I remember someone talking about greasing the steering column zerk awhile back. Something about getting at it easier by removing the battery as it is hard to get to.

I have looked the manual over and see nothing about a zerk fitting for the steering column. I took the battery out and followed the steering column all the way down, and see no grease fitting anywhere???

Can anyone comment on this? 

Thanks,
Greg


----------



## jodyand (Sep 16, 2003)

I'm at a lost i don't know about any on the steering column but if you find one i would like to know about it.
Jody


----------



## guest2 (Dec 27, 2003)

Do you have a parts list or if not can you download one from somewhere such as a cub group? If you can, look for any zerks in the diagram.


----------



## johndeere (Sep 17, 2003)

I think you heard me talking about it.But it is on a 2166 that has a zerk on the enclosed steering housing.The 1500 series is a open gear desighn and does not have a zerk.


----------



## Fusion1970 (Feb 23, 2004)

Johndeere- I believe thats it. I was thinking it might have been on the 1018 or something. I did look in the parts diagram and didnt see anything there. Ive been looking at, and reading about way too many tractors. LOL 

Thats cool- just wanted to make sure. Once I seen the "toe-out" condition of my tractor, and all 4 tires had way too much air in them, I just wanted to check as much as possible. 

Thanks for the help!
Greg


----------



## MrWiggles2 (Feb 26, 2004)

:homereat: 

Put 10lbs in front and no more than that.


----------



## Neil_nassau (Feb 23, 2004)

> _Originally posted by Fusion1970 _
> *
> Once I seen the "toe-out" condition of my tractor, and all 4 tires had way too much air in them, I just wanted to check as much as possible.
> 
> ...


We commonly have to reset the toe-in on 1500,1000 series tractors during setup (your dealer should have done this).......ditto with tire pressure.......its pumped up to seal the beads on wheels,should be reset during delivery setup,along with checking deck pitch,etc.

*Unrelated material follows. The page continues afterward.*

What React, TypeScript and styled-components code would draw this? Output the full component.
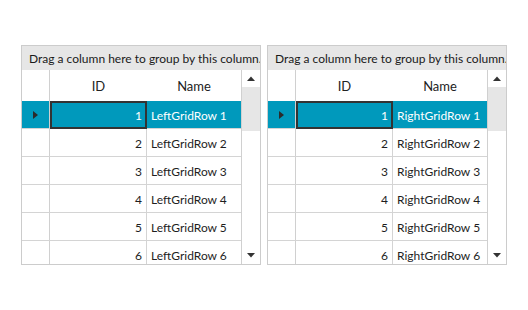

The steering is one of the places cost was cut,although still an easy steering dual drag link design,its an open sector with a BALL bearing on the steering shaft. Most price point tractors have a bronze-oilite or plastic bushing on the steering shaft. Thats one of the reasons the steering is usually the first thing to go on cheaper tractors.....won't name names to keep down the flames..
eace: ...

2000 series have a great steering gear setup,3000 series are ,of course,POWER STEERING.


----------



## Fusion1970 (Feb 23, 2004)

MrWiggles, why 10 psi in the front? The manual says 14 psi in front and 10 psi in rear. Im just curious.

Neil- OK, the increased tire pressure makes sense. I cannot remember how much air the front tires had, but I first checked a rear tire; 18 psi. Both rear tires had 18, and whatever the front was, was equal on both sides. So it was consistant. I just thought maybe the guy at Lowes needs a new (and more accurate) pressure guage. LOL I checked them with two different guages, and there is just slightly over a pound difference between the two guages.

As for setting the toe-in, I would make an adjustment, turn the steering wheel lock-to-lock, then i'd push it from the spot it was sitting in, thinking it might help the suspension "settle" before using a yardstick to check it again. 

Though no big deal, but i'm just a little more familiar with the tractor now than I was last Friday when I got it. 

Power steering...now that would be nice!

Thanks,
Greg


----------